Les lois de Mendel ne sont guère reconnues par les médecins, malgré les efforts de William Bateson. Les généticiens travaillent surtout sur des plantes, la drosophile, le lapin ou le cobaye. Les cas humains relevant du mendélisme sont trop rares pour intéresser les médecins ou influencer leur pratique : les idées de Garrod relèvent de l'exception, alors que la règle générale de l'hérédité de cette époque est représentée par l'eugénisme[9].
D'autre part, le champ médical est dominé par la microbiologie, la biologie cellulaire et la méthode anatomo-clinique, disciplines parfois supposées comme « réductionnistes ». En réaction, de nouvelles approches se font jour, comme l'analyse biochimiques des fluides corporels, du métabolisme, l'endocrinologie et la biologie de l'évolution considérées comme « holistiques »[3],[10].

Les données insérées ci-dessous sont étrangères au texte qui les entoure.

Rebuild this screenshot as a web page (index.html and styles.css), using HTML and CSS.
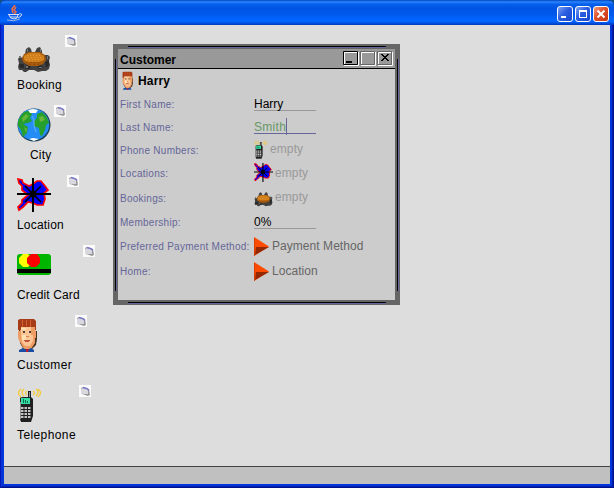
FILE: index.html
```
<!DOCTYPE html>
<html lang="en">
<head>
<meta charset="utf-8">
<title>Bookings</title>
<link rel="stylesheet" href="styles.css">
</head>
<body>
<svg class="defs" width="0" height="0" aria-hidden="true">
  <defs>
    <symbol id="crab" viewBox="0 0 34 34">
      <path fill="#414141" d="M8 11l1-5 3-2 2 2 1 4 3-1 2-4 3-1 2 4v4l2 2 1-2h3l2 2-1 4 1 4-1 4-3 2h-4l-4 1-4-2h-5l-3 2H7l-2-2H2l-1-3 1-4-1-4 2-3 2 2z"/>
      <path fill="#292929" d="M2 21h5v4H3zM10 21l4 1-1 4H8zM20 22h4l3 3-5 1zM28 19l4-2v5l-3 3z"/>
      <path fill="#777" d="M10 6h1v3h-1zM23 6h1v3h-1zM2 13h2v2H2zM30 13h1v3h-1zM9 23h2v2H9zM22 24h3v1h-3z"/>
      <path fill="#a65a0c" d="M5 15l2-4 5-2h11l5 3 1 5-3 4-5 2H12l-6-4z"/>
      <path fill="#d0801c" d="M7 13l5-3h10l5 3v4l-5 2H11l-4-2z"/>
      <path stroke="#eb9a34" stroke-dasharray="1 2" d="M10 12.500h14M8 14.500h18M9 16.500h17"/>
      <path stroke="#9a4d0c" stroke-dasharray="2 2" d="M9 19.500h16M12 21.500h11"/>
    </symbol>
    <symbol id="globe" viewBox="0 0 34 34">
      <circle cx="17" cy="17" r="16.500" fill="#173e54"/>
      <circle cx="16.500" cy="16.500" r="15.700" fill="#248cf5"/>
      <path fill="#25a02c" d="M3 9l4-5 5-1 3 3-2 4 2 3-4 2-5 1 5 3-1 6-4 4-2-7-3-4V13zM20 6l5-2 5 5 2 6-3 2-1 5-3 6-2-1-1-7-5-2v-5l3-3z"/>
      <path fill="#69b63b" d="M5 10l4-4 3 2-3 3-3 3zM22 9l4-1 2 4-5 2zM7 19l3 2-1 4z"/>
      <path fill="#fff" d="M11 2l5-1 5 1-2 3h-6zM12 31l4-1 6 1-5 2z"/>
      <path fill="none" stroke="#65b6ff" d="M15 8l2 4v6l2 6"/>
    </symbol>
    <symbol id="compass" viewBox="0 0 34 34">
      <path fill="#00f" stroke="#f00" stroke-width="1.700" d="M1 1l4 1 1 3 6 3 4-2 4-3h4l4 5 3 4-4 3 1 6-2 6h-6l-4-2-5-1-5 5-4 3-1-3 4-4v-3l6-5-6-5V8L2 5z"/>
      <path fill="none" stroke="#000" stroke-width="1.600" d="M8 8l16 16M24 8L8 24"/>
      <circle cx="16" cy="16" r="3.500" fill="#000"/>
      <path stroke="#000" stroke-width="2" d="M0 16h34M16 0v34"/>
    </symbol>
    <symbol id="card" viewBox="0 0 34 34">
      <rect y="6" width="34" height="21" rx="3" fill="#00b500"/>
      <path shape-rendering="crispEdges" fill="#000" d="M0 21h34v4H0z"/>
      <path fill="#ff0" d="M6 6h5l4 4v5l-4 4H6l-4-4v-5z"/>
      <path fill="red" d="M14 6h6l3 4v5l-4 4h-5l-4-4v-5z"/>
    </symbol>
    <symbol id="face" viewBox="0 0 22 34">
      <path fill="#49301e" d="M2 12l18 1v8l-1 6-5 5H7l-4-7z"/>
      <path fill="#ed9c62" d="M1 13h2V8h15v5h1v7h-1v5l-4 6H7l-4-7-2-4z"/>
      <path fill="#fcc596" d="M4 9h10v8h2v6l-3 5H8l-3-4-1-7z"/>
      <path fill="#ffe0b1" d="M4 10h5v2H4zM5 17h4v5H5z"/>
      <path fill="#a63c18" d="M1 12V2l2-1h14l2 2v9h-1V9H4v3z"/>
      <path stroke="#d66030" d="M5.500 2v7M9.500 2v6M13.500 2v7"/>
      <path fill="#544034" d="M6 13h2v2H6zM12 13h2v2h-2z"/>
      <path fill="#d9844f" d="M9 18h3v1H9z"/>
      <path fill="#c05438" d="M7 22h6v1h-1v1H8v-1H7z"/>
      <path fill="#174da2" d="M2 32l4-2 4 2 4-2 3 2v2H2z"/>
      <path fill="#b61a35" d="M9 31h3l-1 3H9z"/>
    </symbol>
    <symbol id="phone" viewBox="0 0 26 34">
      <path fill="none" stroke="#f3c934" stroke-width="1.300" d="M4 1Q-1 5 4 9M7 1Q3 5 7 8M19 1q4 3 0 7M21 1q5 4 0 8M10 3q-3 2 0 4M16 3q3 2 0 4"/>
      <path fill="#202020" d="M3 10l2-1h6V3h3v6l2 2v17l-2 6H4l-1-3z"/>
      <path fill="#8d8d8d" d="M3 14h1v17H3zM12 4h1v5h-1z"/>
      <path fill="#35dda0" d="M4 10h9v6H4z"/>
      <path fill="none" stroke="#096c52" d="M6.500 11v4M8.500 12v3M10.500 13v2"/>
      <path fill="none" stroke="#c4c4c4" stroke-width="2" stroke-dasharray="2.500 1" d="M4 20h10M4 23h10M4 26h10M4 29h10"/>
    </symbol>
    <symbol id="tag" viewBox="0 0 12 12">
      <path fill="#fbfbfb" d="M0 0h12v12H0z"/>
      <path fill="#999" d="M2 3l2-1 6 2 1 6-2 1-6-2-1-2z"/>
      <path fill="#d8d8de" d="M2 4l2-1 5 2v4H4L2 8z"/>
      <path stroke="#7777cc" stroke-width="1.300" fill="none" d="M4 2.500l4 1 2 2"/>
    </symbol>
    <symbol id="arrow" viewBox="0 0 15 19">
      <path fill="#ff4b00" d="M0 0l15 9.500L0 19z"/>
      <path fill="#942800" d="M2 10h13L1 18z"/>
      <path fill="#d94000" d="M0 1h1v18H0z"/>
    </symbol>
  </defs>
</svg>
<div class="app">
  <header class="app-bar">
    <svg class="java" viewBox="0 0 16 17">
      <path fill="none" stroke="#f16c42" stroke-width="1.500" d="M8 0L5 4l1 4M9 2L7 5l2 2-2 2"/>
      <path fill="none" stroke="#d6dcf0" d="M1 9.500h11M2 10q1 4 5 4t4-4M12 9q4-1 2 2l-3 2M3 12h7"/>
      <path fill="none" stroke="#9daee4" d="M0 15q7 2 13-1"/>
    </svg>
    <div class="app-buttons">
      <svg class="xp" viewBox="0 0 14 14"><path fill="#fff" d="M3 9h5v2H3z"/></svg>
      <svg class="xp" viewBox="0 0 14 14"><path fill="#fff" fill-rule="evenodd" d="M3 3h8v8H3zM4 5v5h6V5z"/></svg>
      <svg class="xp xp-close" viewBox="0 0 14 14"><path stroke="#fff" stroke-width="2" d="M3.500 3.500l7 7M10.500 3.500l-7 7"/></svg>
    </div>
  </header>
  <main class="desktop">
    <nav class="icons">
      <div class="item"><svg class="icon"><use href="#crab"/></svg><svg class="tag"><use href="#tag"/></svg><span class="name">Booking</span></div>
      <div class="item city"><svg class="icon"><use href="#globe"/></svg><svg class="tag"><use href="#tag"/></svg><span class="name">City</span></div>
      <div class="item"><svg class="icon"><use href="#compass"/></svg><svg class="tag"><use href="#tag"/></svg><span class="name">Location</span></div>
      <div class="item card"><svg class="icon"><use href="#card"/></svg><svg class="tag"><use href="#tag"/></svg><span class="name">Credit Card</span></div>
      <div class="item wide"><svg class="icon icon-face"><use href="#face"/></svg><svg class="tag"><use href="#tag"/></svg><span class="name">Customer</span></div>
      <div class="item wide"><svg class="icon icon-phone"><use href="#phone"/></svg><svg class="tag"><use href="#tag"/></svg><span class="name">Telephone</span></div>
    </nav>
    <section class="window">
      <i class="groove groove-top"></i><i class="groove groove-bottom"></i>
      <i class="groove groove-left"></i><i class="groove groove-right"></i>
      <div class="title">
        <span>Customer</span>
        <div class="title-buttons">
          <svg class="wb" viewBox="0 0 16 15"><path fill="none" stroke="#fff" d="M1.500 13V1.500H14M15.500 1v13.500H1"/><path fill="none" stroke="#000" d="M.5.500h14v13H.500z"/><path d="M3 10h6v2H3z"/></svg>
          <svg class="wb" viewBox="0 0 16 15"><path fill="none" stroke="#fff" d="M1.500 13V1.500H14M15.500 1v13.500H1"/><path fill="none" stroke="#666" d="M.5.500h14v13H.500z"/></svg>
          <svg class="wb" viewBox="0 0 16 15"><path fill="none" stroke="#fff" d="M1.500 13V1.500H14M15.500 1v13.500H1"/><path fill="none" stroke="#666" d="M.5.500h14v13H.500z"/><path d="M4 3h2v1h1v1h2V4h1V3h2v1h-1v1h-1v1H9v1h1v1h1v1h1v1h-2V9H9V8H7v1H6v1H4V9h1V8h1V7h1V6H6V5H5V4H4z"/></svg>
        </div>
      </div>
      <div class="subject"><svg><use href="#face"/></svg><b>Harry</b></div>
      <div class="form">
        <label>First Name:</label><div class="value"><span class="field">Harry</span></div>
        <label>Last Name:</label><div class="value"><span class="field editing">Smith<i class="caret"></i></span></div>
        <label>Phone Numbers:</label><div class="value muted"><svg class="mini mini-phone"><use href="#phone"/></svg>empty</div>
        <label>Locations:</label><div class="value muted"><svg class="mini"><use href="#compass"/></svg>empty</div>
        <label>Bookings:</label><div class="value muted"><svg class="mini mini-crab"><use href="#crab"/></svg>empty</div>
        <label>Membership:</label><div class="value"><span class="field">0%</span></div>
        <label>Preferred Payment Method:</label><div class="value drop"><svg><use href="#arrow"/></svg><span>Payment Method</span></div>
        <label>Home:</label><div class="value drop"><svg><use href="#arrow"/></svg><span class="low">Location</span></div>
      </div>
    </section>
  </main>
  <footer class="status"></footer>
</div>
</body>
</html>
```
FILE: styles.css
```
* { box-sizing: border-box; }
body { margin: 0; font: 12px/14px "Liberation Sans", Arial, sans-serif; color: #000; }
svg { display: block; flex: none; }
.defs { position: absolute; }
.app {
  width: 614px; height: 488px; padding: 0 4px 4px;
  display: flex; flex-direction: column;
  background: #0036d9;
  box-shadow: inset 1px 0 #0019b8, inset -1px -1px #00138c, inset 2px 0 #0831d9, inset -2px -2px #001eb0;
  border-radius: 6px 6px 0 0;
}
html { background: #12507e; }
.app-bar {
  flex: none; height: 25px; margin: 0 -4px; padding: 5px 5px 0 7px;
  display: flex; justify-content: space-between;
  border-radius: 6px 6px 0 0;
  background: linear-gradient(#0047c2 0, #2d86fb 2px, #0560ee 4px, #0054e3 8px, #0058ec 14px, #0066ff 20px, #0060f8 22px, #0043cf 24px, #003ab5 25px);
}
.java { width: 16px; height: 17px; }
.app-buttons { display: flex; gap: 2px; padding-top: 1px; }
.xp {
  width: 16px; height: 16px; border: 1px solid #fff; border-radius: 3px;
  background: linear-gradient(135deg, #7fa4f5, #2b5de0 45%, #1746c9);
}
.xp-close { background: linear-gradient(135deg, #f09b80, #e0502a 45%, #c33611); }
.desktop { flex: 1; display: flex; align-items: flex-start; background: #ddd; }
.icons { width: 109px; padding: 10px 0 0 13px; display: flex; flex-direction: column; align-items: flex-start; }
.item { position: relative; height: 70px; display: flex; flex-direction: column; }
.icon { width: 34px; height: 34px; margin: 8px 0 1px; }
.item:not(:first-child) .icon { margin: 3px 0 6px; }
.item .icon-face { width: 22px; }
.item .icon-phone { width: 26px; }
.name { letter-spacing: .2px; white-space: nowrap; }
.wide .name { letter-spacing: .4px; }
.card .name { letter-spacing: .12px; }
.city .name { padding-left: 13px; width: 34px; }
.tag { position: absolute; left: calc(100% + 3px); top: 0; width: 12px; height: 12px; }
.window {
  position: relative; width: 287px; height: 261px; margin-top: 19px;
  border: 5px solid #666; background: #ccc;
}
.groove { position: absolute; background: #000; }
.groove-top, .groove-bottom { left: 10px; width: 258px; height: 1px; box-shadow: 0 1px #669; }
.groove-top { top: -3px; }
.groove-bottom { bottom: -3px; }
.groove-left, .groove-right { top: 10px; width: 1px; height: 232px; box-shadow: 1px 0 #669; }
.groove-left { left: -3px; }
.groove-right { right: -3px; }
.title {
  height: 20px; padding: 2px 2px 0; display: flex; justify-content: space-between;
  background: #999; border-bottom: 1px solid #000; font-weight: bold;
}
.title > span { padding-top: 2px; }
.title-buttons { display: flex; gap: 1px; }
.wb { width: 16px; height: 15px; }
.subject { height: 23px; padding-left: 4px; display: flex; align-items: center; gap: 4px; }
.subject svg { width: 12px; height: 19px; }
.subject b { letter-spacing: .15px; }
.form {
  padding-left: 2px; display: grid; grid-template-columns: 134px 1fr;
  grid-template-rows: 24px 23px 22px 25px 24px 24px 25px 24px; align-items: center;
}
.form label { font-size: 10px; letter-spacing: .27px; color: #669; white-space: nowrap; padding-top: 1px; }
.value { display: flex; align-items: center; }
.field { width: 62px; height: 13px; line-height: 13px; border-bottom: 1px solid #999; display: flex; }
.editing { color: #696; border-color: #669; letter-spacing: .3px; line-height: 12px; }
.caret { width: 1px; height: 17px; margin-top: -3px; background: #669; }
.muted { color: #999; gap: 2px; line-height: 12px; padding-bottom: 2px; letter-spacing: .1px; }
.mini { width: 19px; height: 19px; }
.mini-phone { width: 14px; }
.mini-crab { margin-top: 4px; }
.drop { color: #666; gap: 3px; letter-spacing: .05px; }
.drop span { padding-bottom: 2px; }
.drop .low { padding-bottom: 0; }
.drop svg { width: 15px; height: 19px; }
.status { flex: none; height: 18px; background: #c0c0c0; border-top: 1px solid #444; }
```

Les biochimistes sont restés sceptiques, car Garrod n'a jamais démontré l'existence d'un déficit enzymatique dans l'alcaptonurie, il n'a fait que postuler qu'elle devait exister[2]. Garrod était un homme modeste et prudent qui restait en dehors des polémiques. Il se considérait lui-même comme « un vagabond sur les chemins détournés de la médecine ». De fait, il répugnait à participer aux sociétés savantes et aux querelles de son temps, notamment en refusant d'adhérer à la société d'eugénique fondée par Francis Galton[6].
Les premiers à reconnaitre l'importance de Garrod, vingt ans après sa mort, furent les biochimistes. En 1956, l'américain Roger J. Williams (en) (1893-1988) reprend le concept de Garrod en publiant un ouvrage influent intitulé Biochemical Individuality : The Basis for the Genetotrophic concept[6]. En 1958, la nature précise et le lieu exact (tissu hépatique) du déficit enzymatique dans l'alcaptonurie sont démontrés[7],[12].

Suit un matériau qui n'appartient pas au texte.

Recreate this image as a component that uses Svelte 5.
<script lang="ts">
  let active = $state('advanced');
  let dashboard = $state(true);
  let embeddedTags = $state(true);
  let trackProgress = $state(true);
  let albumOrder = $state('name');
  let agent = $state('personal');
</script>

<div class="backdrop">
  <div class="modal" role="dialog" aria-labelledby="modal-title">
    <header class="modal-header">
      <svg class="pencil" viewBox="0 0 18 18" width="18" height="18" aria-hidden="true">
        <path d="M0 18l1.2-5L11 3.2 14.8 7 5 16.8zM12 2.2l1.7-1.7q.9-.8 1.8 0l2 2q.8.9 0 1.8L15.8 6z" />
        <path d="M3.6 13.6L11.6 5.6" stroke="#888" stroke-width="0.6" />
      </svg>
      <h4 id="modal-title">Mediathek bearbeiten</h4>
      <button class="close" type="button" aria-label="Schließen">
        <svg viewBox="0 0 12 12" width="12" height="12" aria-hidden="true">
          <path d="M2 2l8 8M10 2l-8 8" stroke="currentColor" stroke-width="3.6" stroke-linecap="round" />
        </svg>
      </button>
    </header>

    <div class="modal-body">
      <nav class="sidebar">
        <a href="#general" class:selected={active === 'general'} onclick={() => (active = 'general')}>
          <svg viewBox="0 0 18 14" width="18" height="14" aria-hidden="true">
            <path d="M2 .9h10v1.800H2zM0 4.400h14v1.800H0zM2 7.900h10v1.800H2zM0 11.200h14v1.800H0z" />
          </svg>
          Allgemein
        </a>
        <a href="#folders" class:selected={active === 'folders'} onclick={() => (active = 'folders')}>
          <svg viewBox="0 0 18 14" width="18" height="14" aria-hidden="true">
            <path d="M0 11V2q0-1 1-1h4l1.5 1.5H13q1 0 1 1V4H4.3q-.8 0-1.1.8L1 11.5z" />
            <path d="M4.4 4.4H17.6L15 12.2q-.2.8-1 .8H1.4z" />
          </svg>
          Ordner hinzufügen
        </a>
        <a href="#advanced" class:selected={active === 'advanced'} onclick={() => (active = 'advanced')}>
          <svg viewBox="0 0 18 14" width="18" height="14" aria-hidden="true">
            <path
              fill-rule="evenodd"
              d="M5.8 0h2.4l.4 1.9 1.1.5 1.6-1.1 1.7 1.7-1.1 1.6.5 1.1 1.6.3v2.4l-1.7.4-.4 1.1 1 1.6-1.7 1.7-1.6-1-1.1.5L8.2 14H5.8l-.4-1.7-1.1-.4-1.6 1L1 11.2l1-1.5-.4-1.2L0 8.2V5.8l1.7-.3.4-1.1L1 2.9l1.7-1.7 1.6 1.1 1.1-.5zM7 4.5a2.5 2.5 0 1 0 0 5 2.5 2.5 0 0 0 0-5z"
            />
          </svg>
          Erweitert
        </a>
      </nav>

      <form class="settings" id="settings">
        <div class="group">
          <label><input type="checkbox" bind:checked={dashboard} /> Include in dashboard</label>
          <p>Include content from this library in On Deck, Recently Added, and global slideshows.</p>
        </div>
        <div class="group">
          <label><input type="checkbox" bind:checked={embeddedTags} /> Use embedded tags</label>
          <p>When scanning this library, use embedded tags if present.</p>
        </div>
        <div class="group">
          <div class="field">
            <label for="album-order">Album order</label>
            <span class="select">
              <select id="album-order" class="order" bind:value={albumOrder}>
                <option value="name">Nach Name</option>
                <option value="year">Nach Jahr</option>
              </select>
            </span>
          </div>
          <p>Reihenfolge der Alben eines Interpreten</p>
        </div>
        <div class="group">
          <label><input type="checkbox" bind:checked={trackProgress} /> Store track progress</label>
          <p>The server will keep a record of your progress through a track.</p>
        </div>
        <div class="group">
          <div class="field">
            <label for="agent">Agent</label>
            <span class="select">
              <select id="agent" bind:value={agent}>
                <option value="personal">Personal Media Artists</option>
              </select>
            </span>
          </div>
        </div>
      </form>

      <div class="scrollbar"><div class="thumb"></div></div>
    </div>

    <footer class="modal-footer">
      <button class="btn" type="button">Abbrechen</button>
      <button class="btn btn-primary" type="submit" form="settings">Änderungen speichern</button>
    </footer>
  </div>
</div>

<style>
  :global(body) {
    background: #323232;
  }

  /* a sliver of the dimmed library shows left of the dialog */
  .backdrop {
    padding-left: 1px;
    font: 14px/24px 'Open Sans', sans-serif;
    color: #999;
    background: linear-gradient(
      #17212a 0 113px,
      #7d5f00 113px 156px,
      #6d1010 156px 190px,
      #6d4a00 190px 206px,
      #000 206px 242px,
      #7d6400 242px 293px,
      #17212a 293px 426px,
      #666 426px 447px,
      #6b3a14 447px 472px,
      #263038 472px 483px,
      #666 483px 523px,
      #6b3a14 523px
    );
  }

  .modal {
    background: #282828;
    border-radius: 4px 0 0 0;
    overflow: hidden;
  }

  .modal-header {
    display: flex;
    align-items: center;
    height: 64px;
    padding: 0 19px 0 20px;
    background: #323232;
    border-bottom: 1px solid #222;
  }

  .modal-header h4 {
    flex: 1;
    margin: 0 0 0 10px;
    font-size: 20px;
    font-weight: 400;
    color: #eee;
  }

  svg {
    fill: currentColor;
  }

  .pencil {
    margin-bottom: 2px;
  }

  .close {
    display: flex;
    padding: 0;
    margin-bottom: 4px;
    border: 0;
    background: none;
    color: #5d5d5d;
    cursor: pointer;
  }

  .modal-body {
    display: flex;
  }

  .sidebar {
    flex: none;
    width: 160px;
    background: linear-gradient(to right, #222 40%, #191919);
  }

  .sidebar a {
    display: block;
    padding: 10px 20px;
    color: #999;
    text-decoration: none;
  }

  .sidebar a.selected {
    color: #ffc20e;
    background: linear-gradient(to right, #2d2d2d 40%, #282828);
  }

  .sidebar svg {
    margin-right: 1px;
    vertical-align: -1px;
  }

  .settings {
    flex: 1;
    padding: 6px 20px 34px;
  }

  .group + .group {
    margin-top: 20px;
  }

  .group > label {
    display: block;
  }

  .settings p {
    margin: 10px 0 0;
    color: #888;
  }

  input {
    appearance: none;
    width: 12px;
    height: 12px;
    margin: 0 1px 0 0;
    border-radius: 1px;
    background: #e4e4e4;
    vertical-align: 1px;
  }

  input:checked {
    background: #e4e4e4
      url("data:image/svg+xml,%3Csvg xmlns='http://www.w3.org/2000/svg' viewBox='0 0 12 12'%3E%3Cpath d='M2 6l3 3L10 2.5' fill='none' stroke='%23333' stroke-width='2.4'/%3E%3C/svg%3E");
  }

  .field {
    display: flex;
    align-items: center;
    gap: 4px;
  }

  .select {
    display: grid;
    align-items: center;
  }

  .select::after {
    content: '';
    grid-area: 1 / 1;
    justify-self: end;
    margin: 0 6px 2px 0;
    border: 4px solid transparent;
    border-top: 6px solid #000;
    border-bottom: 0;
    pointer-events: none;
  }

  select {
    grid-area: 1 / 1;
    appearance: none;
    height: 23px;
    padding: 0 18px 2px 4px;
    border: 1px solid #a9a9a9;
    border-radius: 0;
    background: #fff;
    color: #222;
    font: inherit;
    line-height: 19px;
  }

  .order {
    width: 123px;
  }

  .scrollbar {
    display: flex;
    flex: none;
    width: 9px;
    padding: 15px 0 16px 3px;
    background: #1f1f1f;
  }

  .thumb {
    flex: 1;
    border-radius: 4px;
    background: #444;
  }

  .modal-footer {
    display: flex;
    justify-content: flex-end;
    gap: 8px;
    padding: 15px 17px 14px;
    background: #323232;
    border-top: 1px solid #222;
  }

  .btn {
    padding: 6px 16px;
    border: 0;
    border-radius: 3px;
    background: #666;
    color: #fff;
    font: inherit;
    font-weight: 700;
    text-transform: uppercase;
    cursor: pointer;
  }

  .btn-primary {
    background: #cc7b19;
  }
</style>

Chez les généticiens, la reconnaissance a lieu lors du Prix Nobel de physiologie ou médecine 1958 de George Wells Beadle et Edward Lawrie Tatum pour leurs travaux sur les gènes et les enzymes des processus biochimiques (hypothèse un gène - une enzyme). Dans sa conférence de remise du prix, Beadle regrette de n'avoir pas reconnu plus tôt l'importance de Garrod[3],[6].
À partir des années 1960, Garrod est de plus en plus cité comme le père fondateur de la génétique humaine, une référence qui permet à la nouvelle science génétique de se dégager de l'eugénisme de son début, voire même de s'y opposer. Par exemple, lorsqu'il suggère qu'un gène à transmission récessive n'est pas toujours bon ou mauvais, mais qu'il peut être les deux à la fois en fonction de l'environnement évolutif[9].
Les développements scientifiques de la fin du XXe siècle confirment les idées de Garrod : polymorphisme des protéines par électrophorèse, polymorphisme génétique, apparition de la génomique , etc. En génétique moléculaire, les idées de Garrod sont confirmées : en 1993, le gène de l'alcaptonurie humaine est localisé sur le chromosome 3[7]. Cependant, si Garrod est reconnu par des spécialistes (biochimistes et généticiens), sa notoriété reste faible dans la communauté générale des médecins et biologistes[8].
Garrod aurait été un généticien « à contre-cœur »[6], car il donnait à la médecine clinique la supériorité sur la médecine de laboratoire. C'est le clinicien qui est le mieux placé pour réaliser que « chaque patient est d'abord un individu avant d'être simplement membre de l'espèce humaine. Le but du praticien n'est pas de lui appliquer un savoir de laboratoire, mais de le guider et de l'aider le mieux possible » écrit-il en 1931. Ce qui serait précurseur de ce qui est désormais appelé « médecine de précision » ou « médecine personnalisée, que ce soit pour la prise en charge des cancers ou celle des maladies rares. Si William Osler est considéré comme le père de la médecine du XXe siècle, son contemporain Archibald Garrod pourrait devenir l'icône de la médecine du XXIe siècle[11].